The Director Confidence Index five years later

To mark our fifth year of running the Director Confidence Index, we asked respondents this quarter to reflect on how their roles had shifted since we first fielded this survey at the end of 2020. Directors say they are spending far more time on risk in a “more complex and faster‑moving” environment—cybersecurity, AI, geopolitical shocks, supply‑chain integrity and policy volatility are now routine board agenda items, not edge cases. 

Many describe a shift from “managing the present” to “understanding and planning for the future,” with scenario planning and strategic resilience now core to the role.
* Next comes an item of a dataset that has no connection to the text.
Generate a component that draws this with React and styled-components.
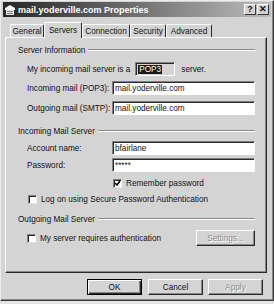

Several also point to rising scrutiny from activists and a broader investor base, which has widened the mandate from overseeing financial performance to stewarding culture, human capital and corporate character.

Directors repeatedly flag the steep learning curve this entails. In their open‑ended comments, they emphasize the need to be more tech‑savvy on AI and cyber, more fluent in geopolitics and regulation, and more intentional about ongoing education just to remain effective in the boardroom. Committees are “very busy,” topics are broader, and some directors note a clear move away from informal business development toward disciplined governance, succession planning and risk oversight. 

While a minority insist the formal role has not changed, the weight of the written responses is unmistakable: being a director today is more time‑intensive, strategically demanding and consequential than it was in 2020, and possibly than it has ever been.